Profit from coal's rebound

Demand for coal has slumped recently, with prices down sharply. But things are not as bad as they look, and there are good reasons to believe that coal has reached a bottom. Eoin Gleeson investigates the sector, and picks the best way to play the rebound.

Everyone knows China cooks the books. Ever since Beijing decided that the economy must maintain an official growth rate of 7% to stave off social unrest in the wake of the 1997 financial crisis, economists have maintained a healthy disrespect for the government's growth data. Still, when those economists picked up on a catastrophic collapse in China's electricity output in November, it was a real shock. A fall of 6% for the year, from annual growth of 15%, raised fears that China had slipped into outright recession. Had Chinese industry suddenly suffered a complete meltdown?

One group, however, was entirely unsurprised by the reports Australia's coal miners. With heavy industry grinding to a halt in China, it had been months since Queensland's coal terminals had received anything like a steady stream of traffic. There were no ships docking for coking coal to meld the steel girders of China's skyscrapers. And no ships loading up with thermal coal to fuel Japanese power stations. Australia's coal miners were bracing themselves for some very ugly contract negotiations with their trade partners in the months ahead.

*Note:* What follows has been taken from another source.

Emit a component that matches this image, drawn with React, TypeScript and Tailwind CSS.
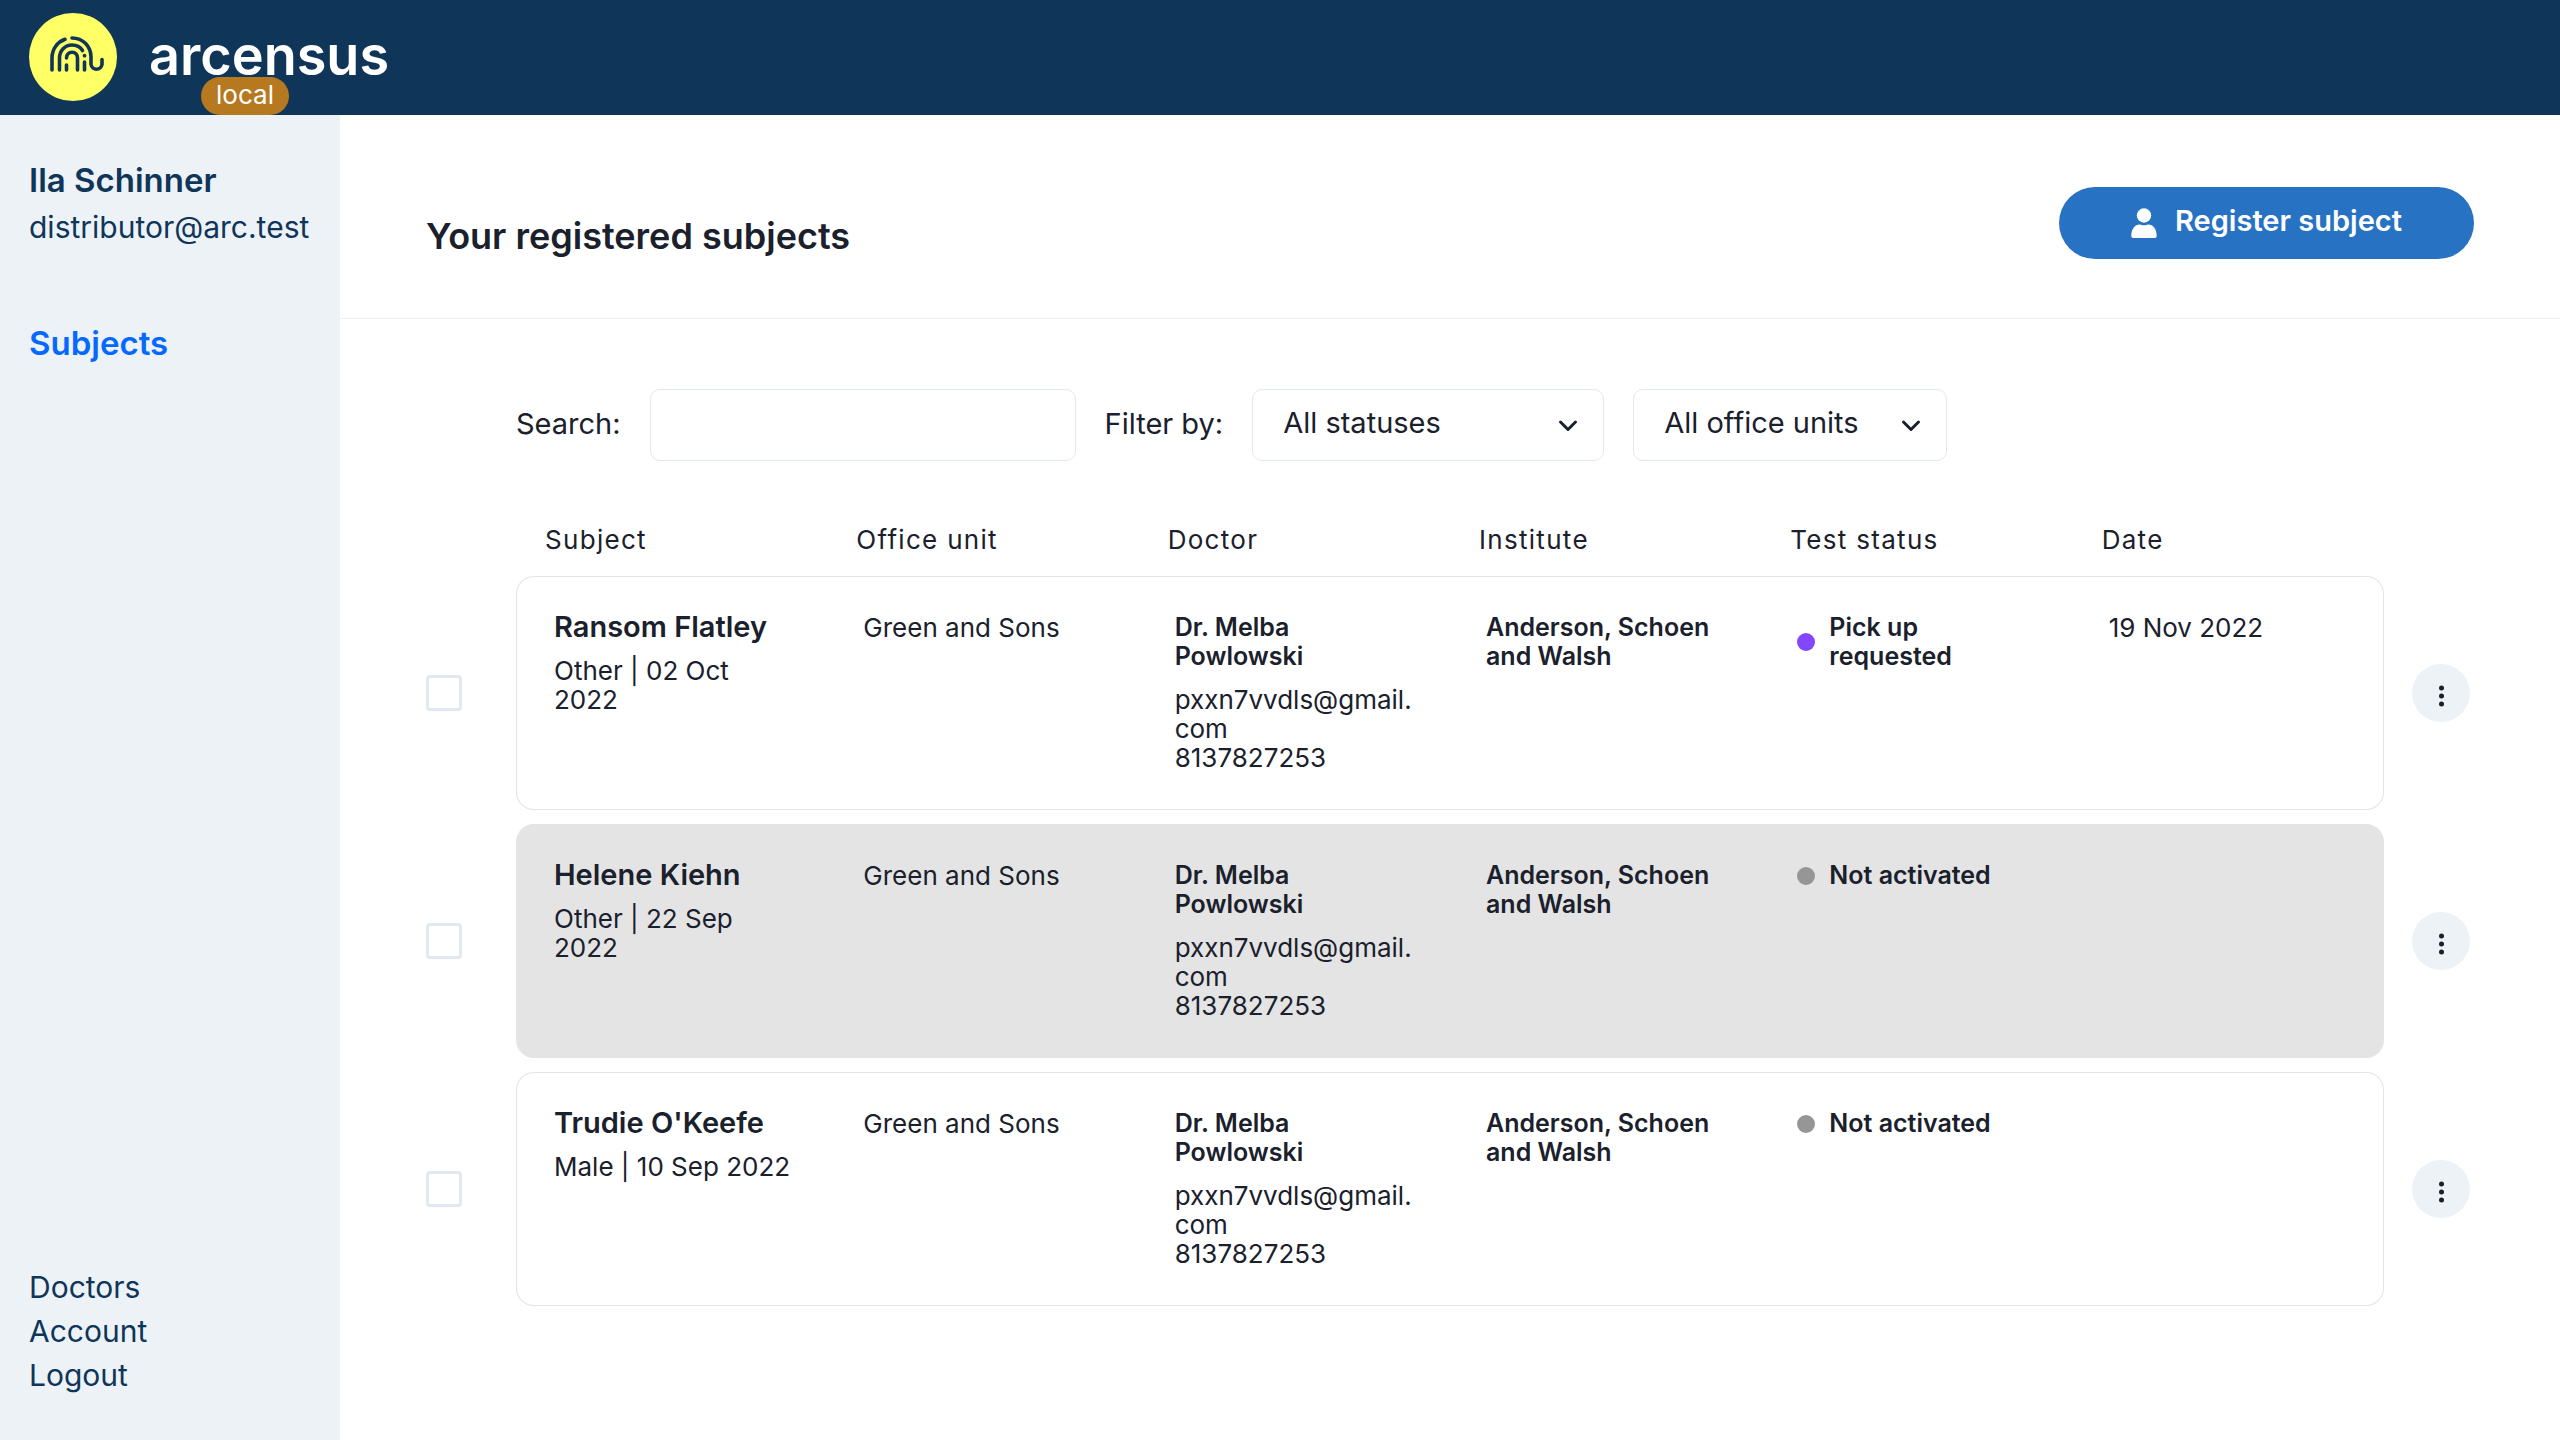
import React from 'react';

type Subject = {
  name: string;
  info: string;
  status: string;
  dot: string;
  date: string;
  muted: boolean;
};

const subjects: Subject[] = [
  { name: 'Ransom Flatley', info: 'Other | 02 Oct 2022', status: 'Pick up requested', dot: 'bg-[#8247ff]', date: '19 Nov 2022', muted: false },
  { name: 'Helene Kiehn', info: 'Other | 22 Sep 2022', status: 'Not activated', dot: 'bg-[#969696]', date: '', muted: true },
  { name: "Trudie O'Keefe", info: 'Male | 10 Sep 2022', status: 'Not activated', dot: 'bg-[#969696]', date: '', muted: false },
];

const columns = ['Subject', 'Office unit', 'Doctor', 'Institute', 'Test status', 'Date'];

function LogoMark() {
  return (
    <svg viewBox="0 0 88 88" className="size-[88px] shrink-0" aria-hidden="true">
      <circle cx="44" cy="44" r="44" fill="#ffff66" />
      <g fill="none" stroke="#0f3559" strokeWidth="3.6" strokeLinecap="round">
        <path d="M23 57V45C23 36 28.500 29 36 26.300" />
        <path d="M43 25C54 25 62 33.500 62 44V51.500A5.600 5.800 0 0 0 73 51.500V46.500" />
        <path d="M30.500 57V45C30.500 37.500 36 32 43 32C47.500 32 51.500 34.300 53.500 37.500" />
        <path d="M37.500 45C37.500 41.500 40 39.300 43 39.300C46.500 39.300 48.500 42 48.500 45V57" />
        <path d="M37.500 52V57" />
        <path d="M55.500 49V57" />
      </g>
      <circle cx="55.500" cy="42.700" r="1.900" fill="#0f3559" />
    </svg>
  );
}

function Chevron() {
  return (
    <svg viewBox="0 0 24 24" className="pointer-events-none absolute right-6 top-1/2 size-6 -translate-y-1/2" fill="none" stroke="#1a202c" strokeWidth="3" strokeLinecap="round" strokeLinejoin="round" aria-hidden="true">
      <path d="M4.500 9l7.500 7.500L19.500 9" />
    </svg>
  );
}

function Filter({ label, width }: { label: string; width: string }) {
  return (
    <div className={`relative ${width}`}>
      <select aria-label={label} className="h-[72px] w-full appearance-none rounded-[10px] border border-slate-200 bg-white pr-12 pb-1 pl-[30px] text-[29px]">
        <option>{label}</option>
      </select>
      <Chevron />
    </div>
  );
}

function Row({ subject }: { subject: Subject }) {
  const cell = `border-y border-[#e4e4e4] pr-8 pt-9 pb-[37px] align-top ${subject.muted ? 'bg-[#e4e4e4]' : 'bg-white'}`;
  return (
    <tr>
      <td className="align-middle">
        <input type="checkbox" aria-label={`Select ${subject.name}`} className="block size-9 appearance-none rounded-[4px] border-[3px] border-slate-200 bg-white" />
      </td>
      <td className={`${cell} rounded-l-[18px] border-l pl-[37px]`}>
        <div className="whitespace-nowrap text-[29px] leading-[27px] font-semibold">{subject.name}</div>
        <div className="mt-4">{subject.info}</div>
      </td>
      <td className={`${cell} pl-9`}>Green and Sons</td>
      <td className={`${cell} pl-9`}>
        <div className="text-[25px] leading-[29px] font-semibold">Dr. Melba Powlowski</div>
        <div className="mt-[14px]">pxxn7vvdls@gmail.<wbr />com</div>
        <div>8137827253</div>
      </td>
      <td className={`${cell} pl-9 text-[25px] leading-[29px] font-semibold`}>Anderson, Schoen and Walsh</td>
      <td className={`${cell} pl-9 text-[25px] leading-[29px] font-semibold`}>
        <div className="flex items-center gap-[14px]">
          <span className={`size-[18px] shrink-0 rounded-full ${subject.dot}`} />
          <span>{subject.status}</span>
        </div>
      </td>
      <td className={`${cell} rounded-r-[18px] border-r pl-9`}>{subject.date}</td>
      <td className="pl-7 align-middle">
        <button aria-label={`Actions for ${subject.name}`} className="flex size-[58px] items-center justify-center rounded-full bg-[#edf2f7]">
          <svg viewBox="0 0 24 24" className="mt-1.5 size-6" fill="#1a202c" aria-hidden="true">
            <circle cx="12.500" cy="4" r="2.500" />
            <circle cx="12.500" cy="12" r="2.500" />
            <circle cx="12.500" cy="20" r="2.500" />
          </svg>
        </button>
      </td>
    </tr>
  );
}

export default function App() {
  return (
    <div className="flex min-h-screen flex-col bg-white font-['Inter',sans-serif] text-[#1a202c]">
      <header className="flex items-start gap-8 bg-[#0f3559] px-[29px] pt-[13px]">
        <LogoMark />
        <div>
          <div className="pt-[22px] text-[54px] leading-[42px] font-semibold text-white">arcensus</div>
          <span className="ml-[52px] flex h-[38px] w-[88px] items-center justify-center rounded-full bg-[#b7791f] pb-0.5 text-[26px] leading-[36px] text-white">local</span>
        </div>
      </header>

      <div className="flex flex-1">
        <aside className="flex w-[340px] shrink-0 flex-col bg-[#edf2f7] px-[29px] pt-10 pb-[43px] text-[#0f3559]">
          <div className="text-[33px] leading-[50px] font-semibold">Ila Schinner</div>
          <div className="text-[30px] leading-[44px]">distributor@arc.test</div>
          <nav className="mt-[70px] text-[33px] leading-[48px] font-semibold text-[#0569ff]">
            <a href="#subjects">Subjects</a>
          </nav>
          <nav className="mt-auto flex flex-col text-[30px] leading-[44px]">
            <a href="#doctors">Doctors</a>
            <a href="#account">Account</a>
            <a href="#logout">Logout</a>
          </nav>
        </aside>

        <main className="min-w-0 flex-1">
          <div className="flex items-start justify-between border-b border-[#edf2f7] px-[86px] pt-[72px] pb-[57px]">
            <h1 className="pt-6 text-[36px] leading-[50px] font-semibold">Your registered subjects</h1>
            <button className="flex h-[72px] w-[415px] items-center justify-center gap-[18px] rounded-full bg-[#2872c4] text-[29px] font-semibold text-white">
              <svg viewBox="0 0 26 30" className="h-[30px] w-[26px]" fill="currentColor" aria-hidden="true">
                <circle cx="13" cy="7.500" r="7.200" />
                <path d="M2.500 30C1 30 .3 29.300 .3 28C.3 21 4 16.500 8.500 16.500C10 16.500 10.500 17.300 13 17.300S16 16.500 17.500 16.500C22 16.500 25.700 21 25.700 28C25.700 29.300 25 30 23.500 30Z" />
              </svg>
              <span className="pb-1">Register subject</span>
            </button>
          </div>

          <div className="px-[86px] pt-[70px]">
            <div className="flex items-center gap-[29px] pl-[90px] text-[29px]">
              <label htmlFor="search" className="pb-0.5">Search:</label>
              <input id="search" type="text" className="h-[72px] w-[426px] rounded-[10px] border border-slate-200 px-6" />
              <span className="pb-0.5">Filter by:</span>
              <Filter label="All statuses" width="w-[352px]" />
              <Filter label="All office units" width="w-[314px]" />
            </div>

            <table className="mt-[45px] w-full table-fixed border-separate border-spacing-x-0 border-spacing-y-[14px] text-[26px] leading-[29px]">
              <thead>
                <tr>
                  <td className="w-[90px]" />
                  {columns.map((c) => (
                    <th key={c} scope="col" className="px-[29px] pt-[5px] pb-2 text-left font-normal tracking-wider">{c}</th>
                  ))}
                  <td className="w-[90px]" />
                </tr>
              </thead>
              <tbody>
                {subjects.map((s) => (
                  <Row key={s.name} subject={s} />
                ))}
              </tbody>
            </table>
          </div>
        </main>
      </div>
    </div>
  );
}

The first of those annual negotiations came last month. It certainly wasn't pretty. In early deals that set the tone for the rest of the industry, steel firms managed to wrangle a 60% discount for coking coal on last year. In the thermal market, mining giant Xstrata and Chubu, the Japanese power firm, agreed a price of $70 a tonne for this year down 44% on the price Xstrata commanded last year. The deals brought a dramatic end to six consecutive years of price increases, says Jonathan Soble in FT. Demand for steel and power have well and truly slumped.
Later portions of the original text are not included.